Domingo por la mañana. La semana ha sido peculiar, intensa, de adaptación más o menos exitosa a estos tiempos inciertos, que a ratos parecen haber venido para quedarse. Siento cierta claustrofobia hoy y necesito buscar un espacio más abierto para mi cuerpo y mis ideas. Salgo a dar un paseo al parque, al que considero mi parque, el Retiro madrileño.
Tengo la suerte de tenerlo muy cerca y en pocos minutos ya estoy allí. Traspaso las verjas de entrada. Veo rápidamente que el verde de las hojas ya no es tan absoluto como durante mi última visita hace apenas dos semanas. Los colores pardos, rojizos, se han hecho dueños del reborde de las hojas y avanzan imperceptiblemente hacia el centro de éstas. Esas hojas nacidas de la primavera van perdiendo tersura y se enrollan poco a poco sobre sí mismas, como si adivinaran el frío que ya se acerca.

Las primeras hojas caídas ya crujen bajo la pisada. Sirven de alfombra ligera a los caminos, tan secos hace apenas un mes. Veo una castaña en el suelo. Y aparece mi infancia: “no se pueden comer las castañas pilongas, niños”. Eran esas mismas castañas del Retiro, simplemente eran otros otoños, hace ya muchos años. Un cierto halo de nostalgia, que no de tristeza, envuelve hoy el Retiro. Cada estación tiene sus características e incita a este o aquél sentimiento. El Parque lo sabe y lo refleja a la perfección.
A mí me gusta el otoño de Madrid. Probablemente sea mi estación favorita en mi querida ciudad. Tras el sol abrasador y el calor sofocante, el otoño se me antoja protector, envolvente. Invita a cierto sosiego e introspección, a volver al interior, a visitar museos y galerías. El frío no es intenso aún y los días no tienen la cortedad de los del invierno.

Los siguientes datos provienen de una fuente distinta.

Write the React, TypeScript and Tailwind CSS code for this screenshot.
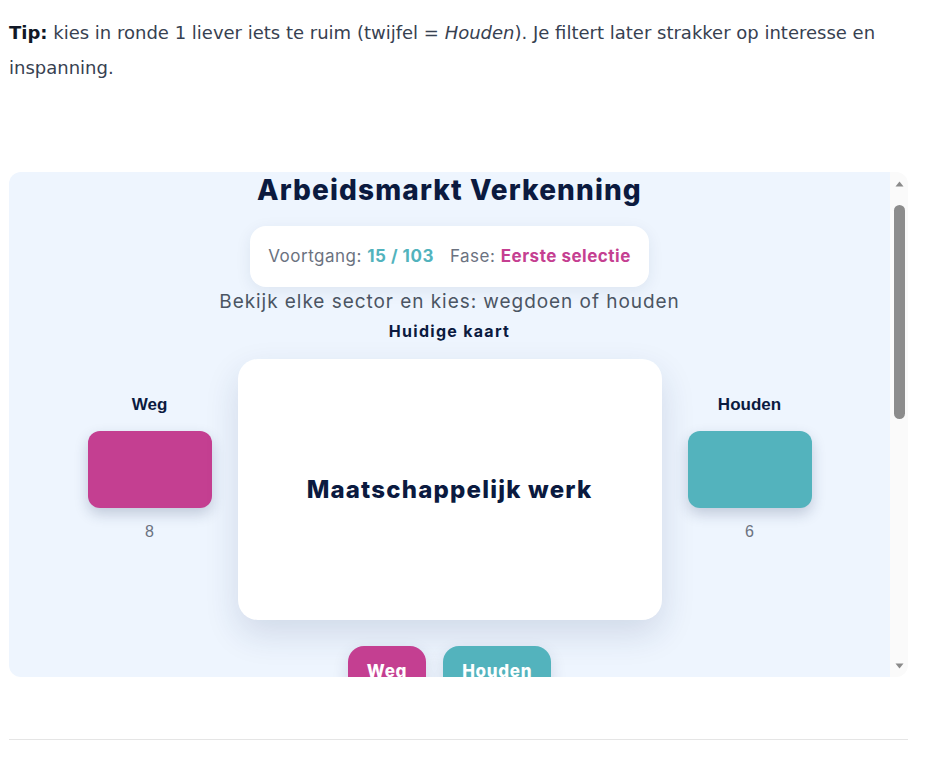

De hecho, a mí me gustan las estaciones. Quizás porque crecí con ellas. Pero no se puede negar que las cuatro caras de un año rompen la monotonía del pasar de los días. Me cuesta imaginar vivir de manera permanente en latitudes donde los días tienen siempre la misma duración, donde la luz y la temperatura dejan de marcar el ritmo del tiempo.


El comienzo de cada estación es como una especie de ritual de transición, una nueva oportunidad de inicio. En el Retiro, las ramas desnudas de los árboles y el sol de invierno ceden paso a la explosión multicolor de las flores de primavera. Sigue el polvo de los caminos secos y el verde que puebla los árboles bajo los cuales dormitar en el sopor del verano . Por último, aparece el tinte castaño de las hojas, que una tras otra se desprenden y despiden de las ramas por unos meses. Luego, todo vuelve a empezar.
Las estaciones son como un viaje por el tiempo que conforma cada año (¿será casualidad que su nombre coincida con el de los lugares donde paran los viajeros?). Y yo este año, ya necesito volver a viajar. No importa que sea a dos pasos de mi casa. Como digo en la presentación de este cuaderno de viajes, “viajar es cambiar de paisaje, probar otras combinaciones estéticas, sumergirse en otros universos y otros coloridos.”. Eso es lo que he hecho yo esta mañana en El Retiro. El parque y yo hemos viajado hacia el color del otoño.